LAS PERAS DE INVIERNO



En los años ochenta del pasado siglo, la Junta de Castilla y León puso en marcha una iniciativa cultural cuyo propósito era el de promover la música coral en determinadas localidades de la comunidad. Y así fue como la Coral Cámara San Esteban de Burgos participó en los años sucesivos con celebradas intervenciones en distintas localidades.  En una de ellas, Cistierna, de la provincia de León y, después de un accidentado viaje, tuvo lugar un concierto dedicado a la Navidad en coincidencia con las fiestas patronales de la villa. Y aquí fue como después de un atasco del autocar que nos había llevado, atascado ente un arco inoportuno que impedía el paso por culpa de la antena situada en la baca del vehículo, dio lugar a la anécdota que relato a continuación.

Nuestro habilidoso conductor, encaramado sobre la techumbre del autocar, en pocos minutos desmontó la antena y, en el entretanto, los coralistas tuvimos la oportunidad de aprovechar los consabidos desahogos en la amplitud del campo abierto. Finalizadas ambas tareas y reincorporados todos los viajeros en los asientos para reanudar el viaje, este se reinició después de confirmar que no faltaba nadie. Sin embargo, a los pocos metros del recorrido, el conductor observó en su espejo retrovisor la silueta descompuesta, voluminosa y congestionada de un individuo que gritaba desaforado ―ignoro qué suerte de improperios, aunque me los imagino, ― mientras agitaba airado los brazos en demanda de cordura.

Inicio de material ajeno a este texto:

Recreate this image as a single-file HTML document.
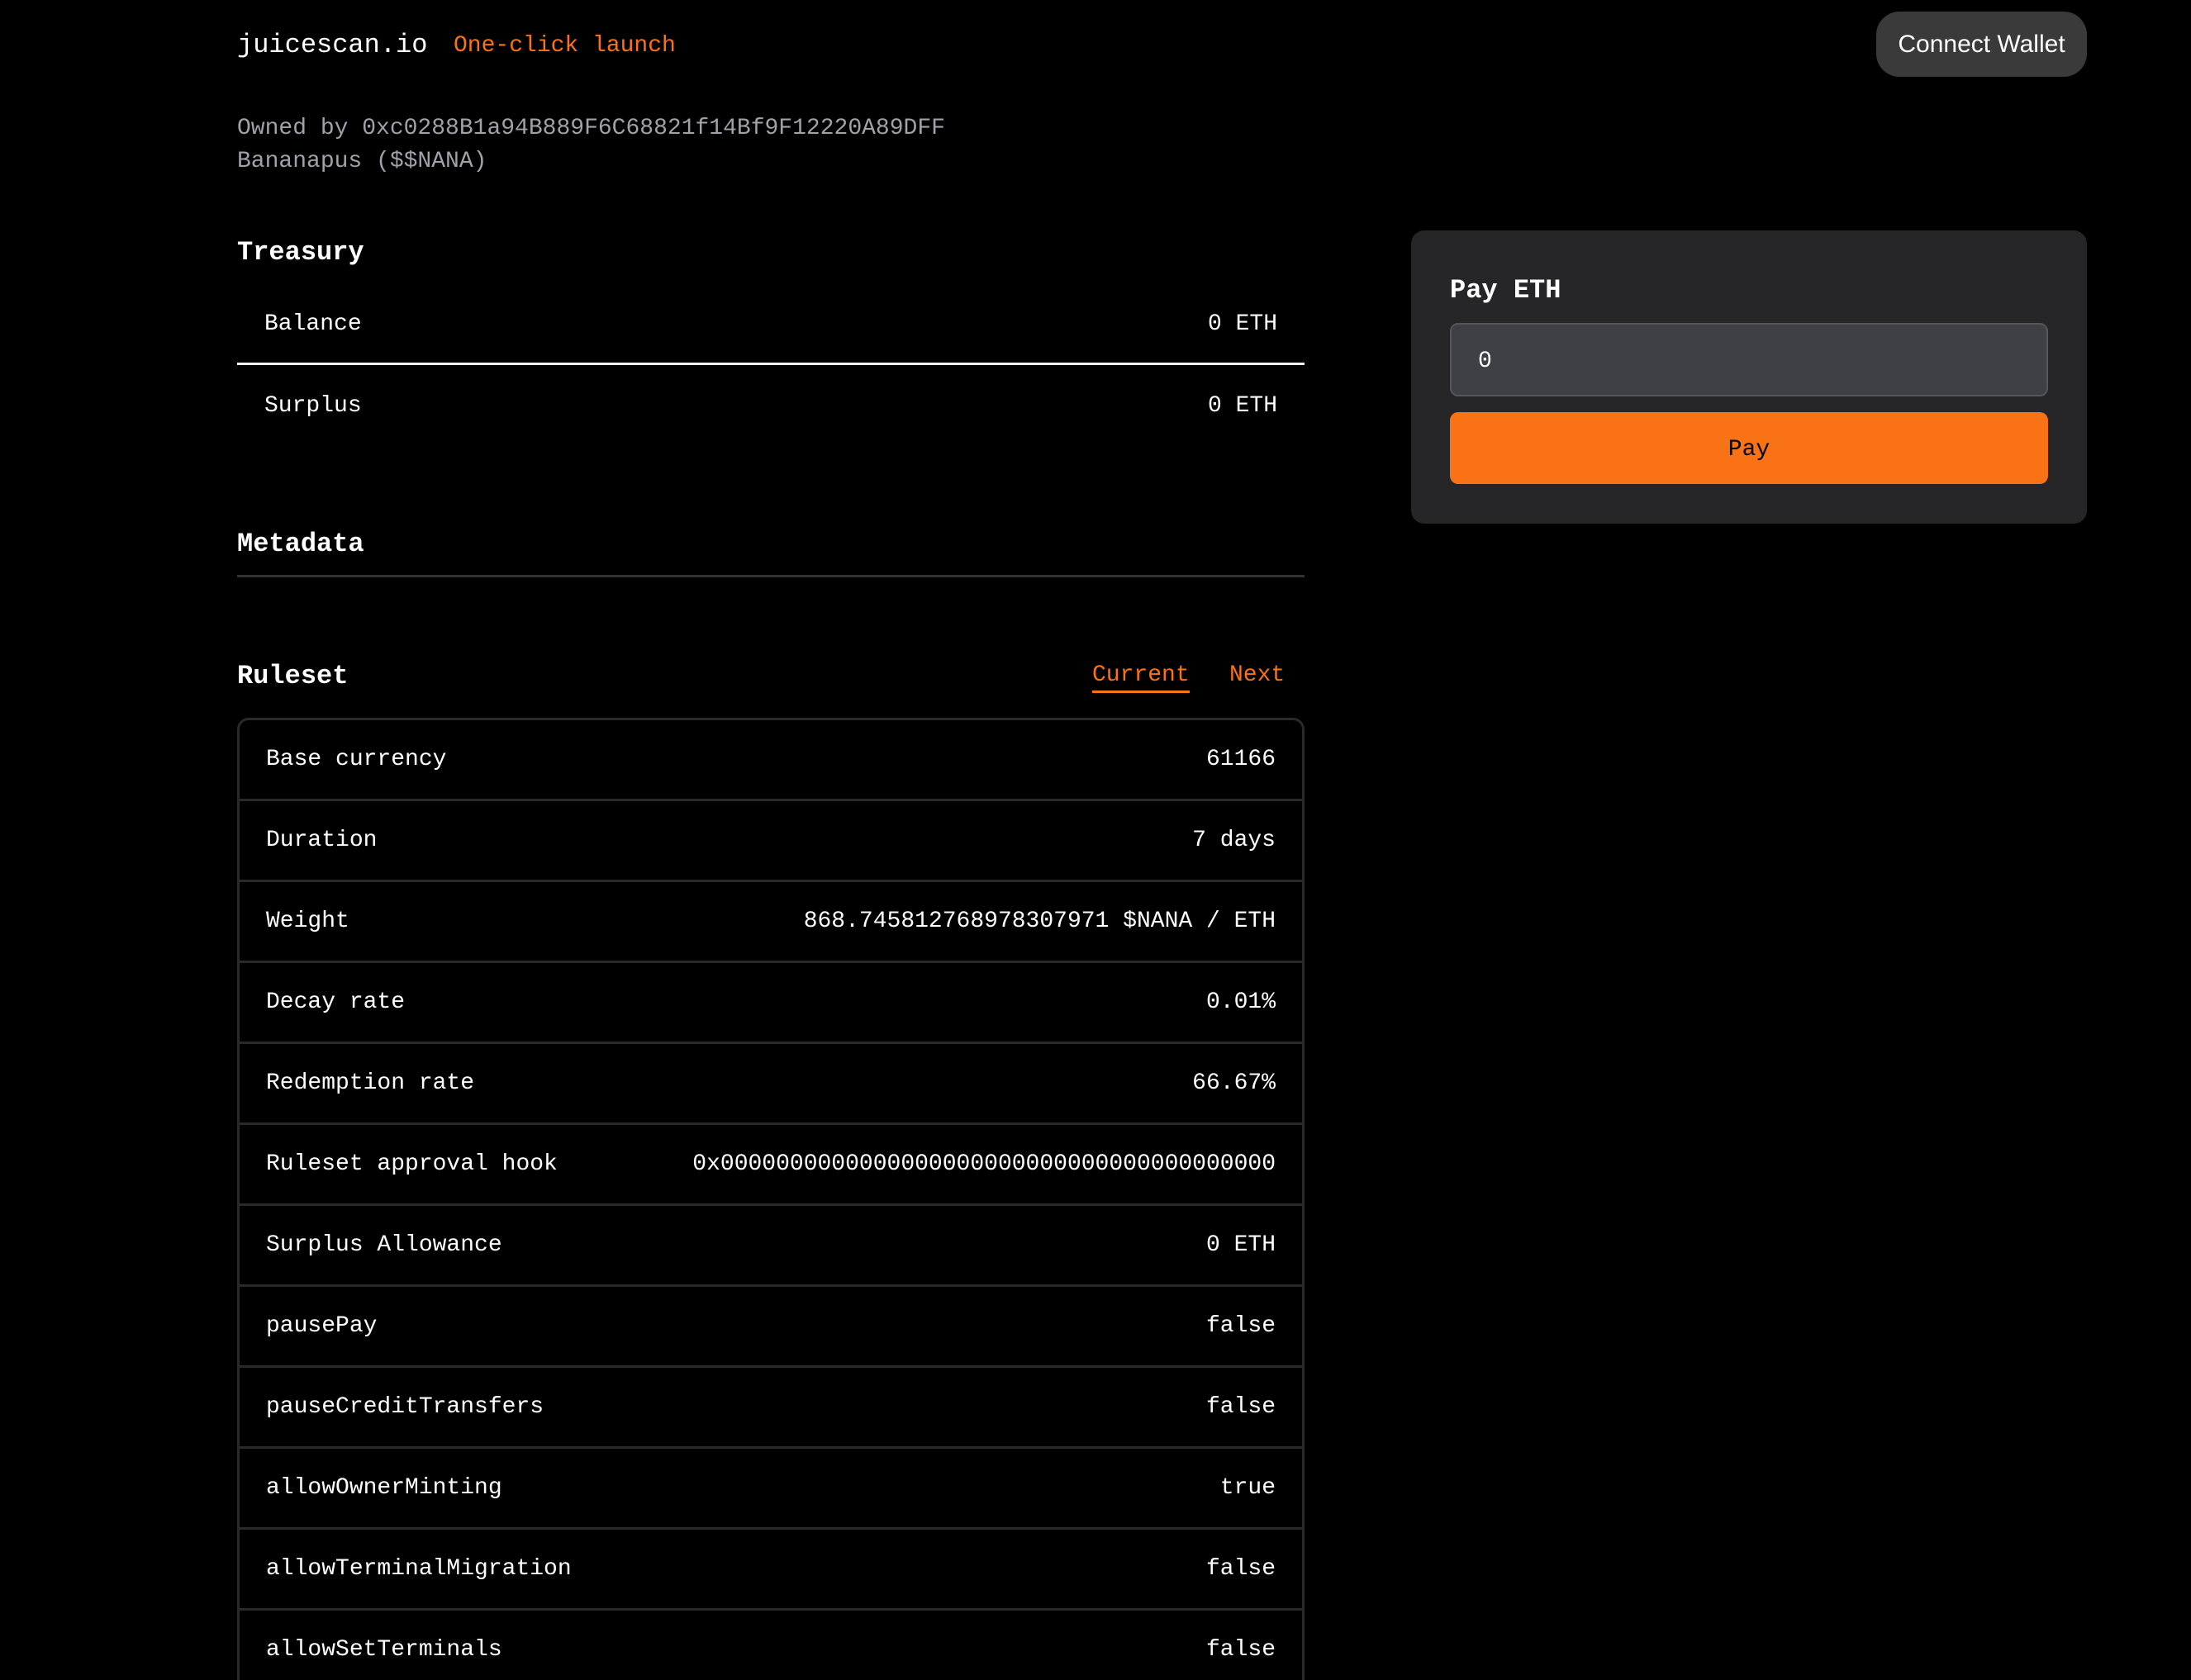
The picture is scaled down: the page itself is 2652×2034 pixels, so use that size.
<!DOCTYPE html>
<html style="overflow:hidden;height:2034px"><head><meta charset="utf-8"><style>
*{box-sizing:border-box;margin:0;padding:0}
body{width:2652px;height:2034px;overflow:hidden;background:#000;color:#fff;font-family:"Liberation Mono",monospace;position:relative}
#w{position:absolute;left:0;top:0;width:2652px;height:2034px;overflow:hidden}
.a{position:absolute;white-space:nowrap}
.row{display:flex;justify-content:space-between;align-items:center;font-size:28px}
</style></head><body><div id="w">
<div class="a" style="left:287px;top:35px;font-size:32px;line-height:40px">juicescan.io</div>
<div class="a" style="left:549px;top:38px;font-size:28px;line-height:36px;color:#f97316">One-click launch</div>
<div class="a" style="left:2271px;top:14px;width:255px;height:79px;border-radius:28px;background:#3a3a3a;font-family:'Liberation Sans',sans-serif;font-size:30px;display:flex;align-items:center;justify-content:center">Connect Wallet</div>
<div class="a" style="left:287px;top:136px;font-size:28px;line-height:40px;color:#a1a1aa">Owned by 0xc0288B1a94B889F6C68821f14Bf9F12220A89DFF<br>Bananapus ($$NANA)</div>
<div class="a" style="left:287px;top:286px;font-size:32px;font-weight:bold;line-height:40px">Treasury</div>
<div class="a row" style="left:287px;top:346px;width:1292px;height:96px;padding:0 33px 0 33px;border-bottom:3px solid #fff"><span>Balance</span><span>0 ETH</span></div>
<div class="a row" style="left:287px;top:443px;width:1292px;height:96px;padding:0 33px"><span>Surplus</span><span>0 ETH</span></div>
<div class="a" style="left:287px;top:639px;font-size:32px;font-weight:bold;line-height:40px">Metadata</div>
<div class="a" style="left:287px;top:696px;width:1292px;height:3px;background:#333"></div>
<div class="a" style="left:287px;top:799px;font-size:32px;font-weight:bold;line-height:40px">Ruleset</div>
<div class="a" style="left:1322px;top:800px;font-size:28px;line-height:36px;color:#f97316;border-bottom:3px solid #f97316">Current</div>
<div class="a" style="left:1488px;top:800px;font-size:28px;line-height:36px;color:#f97316">Next</div>
<div class="a" style="left:287px;top:869px;width:1292px;height:1250px;border:3px solid #2a2a2a;border-radius:14px;overflow:hidden">
<div class="row" style="height:98px;padding:0 32px;border-bottom:3px solid #2a2a2a"><span>Base currency</span><span>61166</span></div>
<div class="row" style="height:98px;padding:0 32px;border-bottom:3px solid #2a2a2a"><span>Duration</span><span>7 days</span></div>
<div class="row" style="height:98px;padding:0 32px;border-bottom:3px solid #2a2a2a"><span>Weight</span><span>868.745812768978307971 $NANA / ETH</span></div>
<div class="row" style="height:98px;padding:0 32px;border-bottom:3px solid #2a2a2a"><span>Decay rate</span><span>0.01%</span></div>
<div class="row" style="height:98px;padding:0 32px;border-bottom:3px solid #2a2a2a"><span>Redemption rate</span><span>66.67%</span></div>
<div class="row" style="height:98px;padding:0 32px;border-bottom:3px solid #2a2a2a"><span>Ruleset approval hook</span><span>0x0000000000000000000000000000000000000000</span></div>
<div class="row" style="height:98px;padding:0 32px;border-bottom:3px solid #2a2a2a"><span>Surplus Allowance</span><span>0 ETH</span></div>
<div class="row" style="height:98px;padding:0 32px;border-bottom:3px solid #2a2a2a"><span>pausePay</span><span>false</span></div>
<div class="row" style="height:98px;padding:0 32px;border-bottom:3px solid #2a2a2a"><span>pauseCreditTransfers</span><span>false</span></div>
<div class="row" style="height:98px;padding:0 32px;border-bottom:3px solid #2a2a2a"><span>allowOwnerMinting</span><span>true</span></div>
<div class="row" style="height:98px;padding:0 32px;border-bottom:3px solid #2a2a2a"><span>allowTerminalMigration</span><span>false</span></div>
<div class="row" style="height:98px;padding:0 32px;border-bottom:3px solid #2a2a2a"><span>allowSetTerminals</span><span>false</span></div>
</div>
<div class="a" style="left:1708px;top:279px;width:818px;height:355px;background:#262628;border-radius:16px"></div>
<div class="a" style="left:1755px;top:332px;font-size:32px;font-weight:bold;line-height:40px">Pay ETH</div>
<div class="a" style="left:1755px;top:391px;width:724px;height:89px;background:#3f4045;border:2px solid #55565b;border-radius:10px;font-size:28px;padding-left:32px;padding-top:4px;display:flex;align-items:center">0</div>
<div class="a" style="left:1755px;top:499px;width:724px;height:87px;background:#f97316;border-radius:10px;font-size:28px;color:#000;display:flex;align-items:center;justify-content:center;padding-top:3px">Pay</div>
</div></body></html>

Seguramente un lugareño que exigía justicia para alguna violación cometida con sus perales de invierno pensó el templado conductor, conociendo el talante bromista de algunos coralistas, mientras lo comentaba con el viajero del trasportín. Este agudizó el ojo y descubrió que no. Que no era un aldeano iracundo recién robado sino el más voluminoso de los tenores que reclamaba justicia y su hueco legítimo en el autocar.

Seguramente, pensando en su dignidad y con la discreción que corresponde a un tenor de prestigio, había recalado en un lugar más apartado y discreto para sus micciones ―o quizá se entretuvo en algo más escatológico― y ello le impidió regresar a tiempo cuando la tarea del desmonte de la antena hubo finalizado. ¡Caramba, si es el arandino! Dijo Roger al tiempo que apremiaba a Luis para que parase de inmediato. ¡La que se nos viene encima! exclamamos todos. Un ribereño iracundo puede cometer cualquier desafuero si le dan motivo, y este tiene todos los augurios en contra nuestra, dijeron algunos más que alarmados. Pero no fue así. Aunque se reincorporó al autobús con la ira de los dioses apenas contenida, pronto su legítimo cabreo terminó en carcajada general mal-contenida y completamos el largo viaje sin más incidencias.

En aquel concierto, celebrado entre cohetería y atronadoras músicas «heavy» en la plaza próxima, pudimos descubrir el grado de veneración con que, en ocasiones, son recibidas nuestras intervenciones en los templos. Iniciado el recital después de la misa y a punto de terminar la segunda de las melodías, un pequeño coro de comadres de avanzada edad, cubiertas de velo, toca y alma medieval, decidieron abandonar la para ellas tediosa salmodia, y con toda la liturgia adecuada al caso abandonaron la iglesia no si antes arrodillarse devotamente ante nuestra presencia.